Black Algae - Sometimes referred to as blue-green algae it usually appears as randomly scattered black splotches and has become the bane of the service industry. This type of algae attaches itself to pool walls (mostly block and render type pools) and can send roots deep under the surface. Couple that with the fact that it's very slippery and has a protective gelatinous coating making it particularly impervious to chemical treatments, and you have a formidable enemy.

This insidious strain can resist most chlorine shock treatment and even most algaecides, the best way to deal with it involves a combination of chemicals and plenty of elbow grease. You will have to scrape and brush hard to remove the protective sheath and leave it vulnerable to the chlorine.

Green Algae - This is the most common type of algae, also with a gelatinous coating protecting it against chemical warfare. Unlike black algae, green algae, doesn't attach itself to pool walls, but it does cause the pea soup or green haze look of the neglected pool. Fortunately because this type of algae floats in the water, chlorine shock treatments can effectively eliminate it, make sure you brush and clean the pool in conjunction with plenty of pumping and filtering time.

Yellow Algae - Sometimes also referred to as mustard algae it is a far more advanced form than green or black algae - perhaps the SAS of algae platoons! It has a more advanced cellular structure and can appear on walls and shaded areas of a pool. Caution must be used when it comes to getting rid of yellow algae, if you attempt to brush it, it can flocculate (disperse) and spread throughout the pool making a bad problem even worse. If this does happen use a flocking agent such as Sparkle Plus, it will make the particles clump together and deposit them straight into your filtration system where you can flush it to waste. Aggressive chemical treatment can help, used in conjunction with increased filtering. A number of algaecides that specifically target yellow algae do exist, you may have to try several types before you find one that's right for you.

Pink Algae - This is not one of the most common types of algae you'll come across. It usually shows up at the waterline, distinguished as a pink, orange or reddish ring. It's actually a fungus rather than algae and can also attach itself around lights, ladders and other fixings. It's resistant to chlorine so a good scrubbing and vacuuming should get it off.

Don’t forget that proper pool maintenance can ensure that you rarely have to battle with algae, if you notice your pool turning after being away for a couple of weeks or lack of filtration due to breakdown etc the sooner you address the problem the easier it will be do get rid of it.

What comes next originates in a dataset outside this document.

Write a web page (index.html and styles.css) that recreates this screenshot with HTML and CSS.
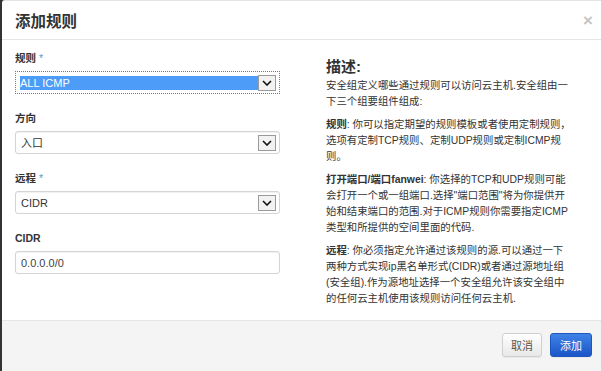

If your pool looks like a pond, there are chemicals which can effectively “Napalm” your pool back to life, they usually cause a reaction resulting in your pool turning “milky” at first, regular filter cleaning (every two hours) and continual pumping may bring it back to life eventually. Bar far the best option is to drain the pool and refill with fresh water. It’s best in the case of liner pools, to do this 25 or 50% at a time until all the water has been changed.

Don’t forget, once you have won the battle the war is not over! Algae is one of the oldest forms of life on earth so if you give it half a chance it will return to thrive, take over your pool, and who knows, even THE EARTH!!!! Enlist today together we can win this war.